### AIM OF THE EXERCISE
Return all lines in the material below that contain "this".

### Code that builds pages

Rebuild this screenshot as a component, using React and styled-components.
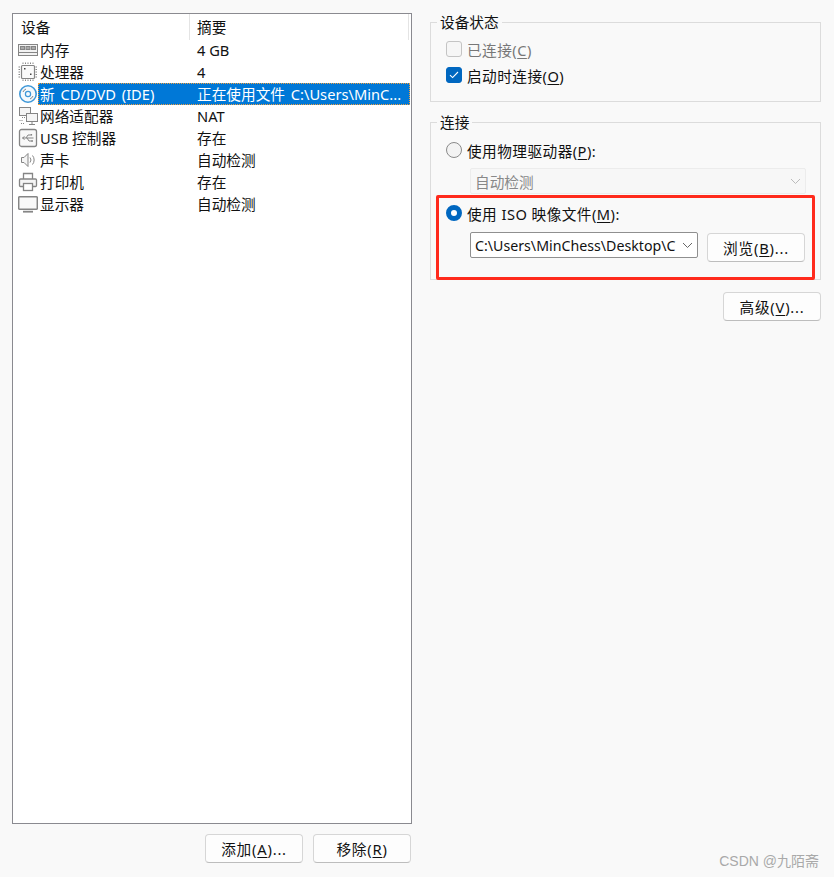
import styled, { createGlobalStyle } from "styled-components";

const GlobalStyle = createGlobalStyle`
  html, body {
    margin: 0;
    background: #f9f9f9;
  }
  body {
    font-family: "Noto Sans", "Noto Sans CJK SC", sans-serif;
    font-size: 14.67px;
    color: #111;
  }
  u {
    text-underline-offset: 2px;
    text-decoration-thickness: 1px;
  }
`;

const Page = styled.div`
  position: relative;
  width: 834px;
  height: 877px;
  box-sizing: border-box;
  padding: 13px 13px 14px 12px;
  display: grid;
  grid-template-columns: 400px 391px;
  column-gap: 18px;
  overflow: hidden;
`;

const LeftColumn = styled.div`
  display: flex;
  flex-direction: column;
  width: 400px;
`;

const DeviceList = styled.div`
  height: 811px;
  box-sizing: border-box;
  background: #fff;
  border: 1px solid #8a8a90;
`;

const HeaderRow = styled.div`
  display: grid;
  grid-template-columns: 177px 219px;
  height: 25px;
  line-height: 26px;
`;

const HeaderCell = styled.div`
  padding-left: ${(p) => p.$pad}px;
  border-right: 1px solid #e4e4e4;
  margin-bottom: 1px;
`;

const Row = styled.div`
  display: flex;
  height: 22px;
  line-height: 22px;
`;

const IconBox = styled.div`
  flex: none;
  width: 25px;
  padding-left: 5px;
  box-sizing: border-box;
  display: flex;
  align-items: center;
`;

const RowBody = styled.div`
  flex: 1;
  display: grid;
  grid-template-columns: 152px 1fr;
  margin-right: 1px;
  word-spacing: ${(p) => (p.$selected ? "2px" : "0")};
  background: ${(p) => (p.$selected ? "#0078d7" : "transparent")};
  color: ${(p) => (p.$selected ? "#fff" : "#111")};
  outline: ${(p) => (p.$selected ? "1px dotted #f0a040" : "none")};
  outline-offset: -1px;
`;

const NameCell = styled.div`
  padding-left: 2px;
  white-space: pre;
`;

const SummaryCell = styled.div`
  padding-left: 7px;
  white-space: pre;
`;

const ListActions = styled.div`
  display: flex;
  justify-content: flex-end;
  gap: 10px;
  margin: 10px 1px 0 0;
`;

const Button = styled.button`
  width: 98px;
  height: 29px;
  box-sizing: border-box;
  padding: 0;
  background: #fdfdfd;
  border: 1px solid #d6d6d6;
  border-bottom-color: #bdbdbd;
  border-radius: 4px;
  font: inherit;
  letter-spacing: 0.8px;
  color: #111;
`;

const RightColumn = styled.div`
  display: flex;
  flex-direction: column;
`;

const Group = styled.fieldset`
  position: relative;
  margin: 0;
  min-width: 0;
  box-sizing: border-box;
  height: ${(p) => p.$height}px;
  padding: 0 0 0 15px;
  border: 1px solid #dcdcdc;
`;

const Legend = styled.legend`
  margin-left: -9px;
  padding: 0 3px;
  height: 20px;
  line-height: 20px;
`;

const StatusGroup = styled(Group)`
  margin-top: -1px;
`;

const ConnectGroup = styled(Group)`
  margin-top: 10px;
`;

const OptionRow = styled.div`
  display: flex;
  align-items: center;
  gap: 5px;
  height: 22px;
  letter-spacing: 0.45px;
  margin-top: ${(p) => p.$top || 0}px;
  color: ${(p) => (p.$disabled ? "#777" : "#111")};
`;

const CheckBox = styled.span`
  flex: none;
  width: 16px;
  height: 16px;
  box-sizing: border-box;
  border-radius: 3px;
  border: 1px solid ${(p) => (p.$checked ? "#0067c0" : "#c4c4c4")};
  background: ${(p) => (p.$checked ? "#0067c0" : "#f6f6f6")};
  display: flex;
  align-items: center;
  justify-content: center;
`;

const Radio = styled.span`
  flex: none;
  width: 16px;
  height: 16px;
  box-sizing: border-box;
  border-radius: 50%;
  background: ${(p) => (p.$checked ? "#fff" : "#f3f3f3")};
  border: ${(p) => (p.$checked ? "5px solid #0067c0" : "1px solid #8a8a8a")};
`;

const Select = styled.div`
  display: flex;
  align-items: center;
  justify-content: space-between;
  box-sizing: border-box;
  width: ${(p) => p.$width}px;
  height: 26px;
  padding: 0 4px;
  background: ${(p) => (p.$disabled ? "#f7f7f7" : "#fff")};
  border: 1px solid ${(p) => (p.$disabled ? "#ececec" : "#8f8f8f")};
  border-radius: 2px;
  color: ${(p) => (p.$disabled ? "#888" : "#111")};
`;

const SelectText = styled.span`
  font-size: 14.2px;
  white-space: nowrap;
`;

const IndentedSelect = styled(Select)`
  margin: 7px 0 0 24px;
`;

const FileRow = styled.div`
  display: flex;
  align-items: flex-start;
  gap: 9px;
  margin: 8px 0 0 24px;
`;

const BrowseButton = styled(Button)`
  margin-top: 1px;
`;

const AdvancedRow = styled.div`
  display: flex;
  justify-content: flex-end;
  margin-top: 12px;
`;

const Highlight = styled.div`
  position: absolute;
  left: 5px;
  top: 63px;
  width: 379px;
  height: 85px;
  box-sizing: border-box;
  border: 3px solid #ff2a1c;
  border-radius: 2px;
  pointer-events: none;
`;

const Watermark = styled.div`
  position: absolute;
  right: 15px;
  bottom: 7px;
  color: #a9a9a9;
  font-family: "Liberation Sans", "Noto Sans CJK SC", sans-serif;
  font-size: 14px;
  line-height: 18px;
`;

const Svg = ({ children, w = 20, h = 20 }) => (
  <svg width={w} height={h} viewBox="0 0 20 20" fill="none" stroke="#858585" strokeWidth="1">
    {children}
  </svg>
);

const MemoryIcon = () => (
  <Svg>
    <rect x="0.5" y="4.5" width="19" height="11" fill="#f2f2f2" />
    <rect x="2.5" y="6.5" width="4" height="3" fill="#aaa" />
    <rect x="8" y="6.5" width="4" height="3" fill="#aaa" />
    <rect x="13.5" y="6.5" width="4" height="3" fill="#aaa" />
    <path d="M1 12.5h18" />
  </Svg>
);

const CpuIcon = () => (
  <Svg>
    <rect x="3.5" y="3.5" width="13" height="13" rx="1" fill="#fafafa" strokeWidth="1.2" />
    <path
      d="M5 0.5v2M7.5 0.5v2M10 0.5v2M12.5 0.5v2M15 0.5v2M5 17.5v2M7.5 17.5v2M10 17.5v2M12.5 17.5v2M15 17.5v2M0.5 5h2M0.5 7.5h2M0.5 10h2M0.5 12.5h2M0.5 15h2M17.5 5h2M17.5 7.5h2M17.5 10h2M17.5 12.5h2M17.5 15h2"
      strokeDasharray="1.5 0.5"
    />
    <rect x="6" y="6" width="1.5" height="1.5" fill="#444" stroke="none" />
    <rect x="12" y="11.5" width="1.5" height="1.5" fill="#444" stroke="none" />
  </Svg>
);

const DiscIcon = () => (
  <svg width="20" height="20" viewBox="0 0 20 20" fill="none" stroke="#3f98d8" strokeWidth="1.6">
    <circle cx="10" cy="10" r="8.2" fill="#f4f9fd" />
    <circle cx="10" cy="10" r="2.6" strokeWidth="1.2" />
    <path d="M5 8a5.5 5.5 0 0 1 3-3M15 12a5.5 5.5 0 0 1-3 3" strokeWidth="1" stroke="#858585" />
  </svg>
);

const NetworkIcon = () => (
  <Svg>
    <rect x="1.5" y="1.5" width="11" height="8" fill="#f5f5f5" />
    <path d="M4 11.5h5M1.5 14.5h4M3 17.5h3" strokeDasharray="1 1" />
    <rect x="8.5" y="7.5" width="11" height="8" fill="#f5f5f5" />
    <path d="M14 15.5v2.5M11 18.5h6" />
  </Svg>
);

const UsbIcon = () => (
  <Svg>
    <rect x="1.5" y="1.5" width="17" height="17" rx="2" fill="#f8f8f8" strokeWidth="1.3" />
    <path d="M4.5 10h11M4.5 10l2-1.5M4.5 10l2 1.5M8 10l2-3h2.5M9 10l2 3h2" />
    <rect x="12.5" y="6" width="1.6" height="1.6" fill="#858585" stroke="none" />
    <circle cx="14" cy="13" r="1" fill="#858585" stroke="none" />
  </Svg>
);

const SpeakerIcon = () => (
  <Svg>
    <path d="M3.5 7.5h2.5l4-4v13l-4-4h-2.5z" fill="#f5f5f5" />
    <path d="M12 7.5a4 4 0 0 1 0 5M14.5 5.5a7 7 0 0 1 0 9" />
  </Svg>
);

const PrinterIcon = () => (
  <Svg>
    <path d="M5.5 7V1.5h9V7" strokeWidth="1.3" />
    <rect x="1.5" y="7" width="17" height="7.5" rx="1" fill="#f5f5f5" strokeWidth="1.3" />
    <rect x="5.5" y="11.5" width="9" height="7" fill="#fff" strokeWidth="1.3" />
  </Svg>
);

const MonitorIcon = () => (
  <Svg>
    <rect x="0.7" y="2.7" width="18.6" height="12.6" rx="1" fill="#f9f9f9" strokeWidth="1.5" />
    <path d="M5 17.7h10" strokeWidth="1.8" />
  </Svg>
);

const Chevron = ({ color = "#666" }) => (
  <svg width="11" height="7" viewBox="0 0 11 7" fill="none" stroke={color} strokeWidth="1">
    <path d="M1 1l4.5 4.5L10 1" />
  </svg>
);

const Check = () => (
  <svg width="10" height="8" viewBox="0 0 10 8" fill="none" stroke="#fff" strokeWidth="1.1">
    <path d="M1 4.2l2.6 2.4L9 1" />
  </svg>
);

const devices = [
  { icon: <MemoryIcon />, name: "内存", summary: "4 GB" },
  { icon: <CpuIcon />, name: "处理器", summary: "4" },
  { icon: <DiscIcon />, name: "新 CD/DVD (IDE)", summary: "正在使用文件 C:\\Users\\MinC...", selected: true },
  { icon: <NetworkIcon />, name: "网络适配器", summary: "NAT" },
  { icon: <UsbIcon />, name: "USB 控制器", summary: "存在" },
  { icon: <SpeakerIcon />, name: "声卡", summary: "自动检测" },
  { icon: <PrinterIcon />, name: "打印机", summary: "存在" },
  { icon: <MonitorIcon />, name: "显示器", summary: "自动检测" },
];

export default function App() {
  return (
    <Page>
      <GlobalStyle />
      <LeftColumn>
        <DeviceList>
          <HeaderRow>
            <HeaderCell $pad={8}>设备</HeaderCell>
            <HeaderCell $pad={7}>摘要</HeaderCell>
          </HeaderRow>
          {devices.map((d) => (
            <Row key={d.name}>
              <IconBox>{d.icon}</IconBox>
              <RowBody $selected={d.selected}>
                <NameCell>{d.name}</NameCell>
                <SummaryCell>{d.summary}</SummaryCell>
              </RowBody>
            </Row>
          ))}
        </DeviceList>
        <ListActions>
          <Button>添加(<u>A</u>)...</Button>
          <Button>移除(<u>R</u>)</Button>
        </ListActions>
      </LeftColumn>

      <RightColumn>
        <StatusGroup $height={90}>
          <Legend>设备状态</Legend>
          <OptionRow $disabled $top={6}>
            <CheckBox />
            <span>已连接(<u>C</u>)</span>
          </OptionRow>
          <OptionRow $top={4}>
            <CheckBox $checked>
              <Check />
            </CheckBox>
            <span>启动时连接(<u>O</u>)</span>
          </OptionRow>
        </StatusGroup>

        <ConnectGroup $height={168}>
          <Legend>连接</Legend>
          <OptionRow $top={7}>
            <Radio />
            <span>使用物理驱动器(<u>P</u>):</span>
          </OptionRow>
          <IndentedSelect $disabled $width={336}>
            <span>自动检测</span>
            <Chevron color="#bbb" />
          </IndentedSelect>
          <OptionRow $top={8}>
            <Radio $checked />
            <span>使用 ISO 映像文件(<u>M</u>):</span>
          </OptionRow>
          <FileRow>
            <Select $width={228}>
              <SelectText>C:\Users\MinChess\Desktop\C</SelectText>
              <Chevron />
            </Select>
            <BrowseButton>浏览(<u>B</u>)...</BrowseButton>
          </FileRow>
          <Highlight />
        </ConnectGroup>

        <AdvancedRow>
          <Button>高级(<u>V</u>)...</Button>
        </AdvancedRow>
      </RightColumn>

      <Watermark>CSDN @九陌斋</Watermark>
    </Page>
  );
}
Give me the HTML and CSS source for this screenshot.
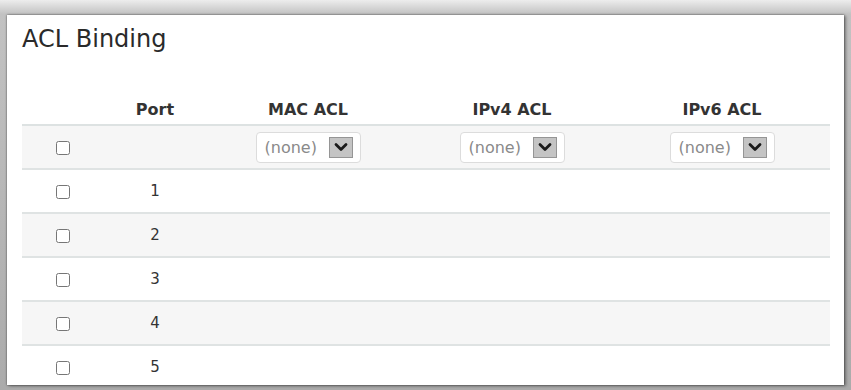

### TASK SOLUTION
Rebuild this screenshot as a component, using React and styled-components.
Give me the HTML and CSS source for this screenshot.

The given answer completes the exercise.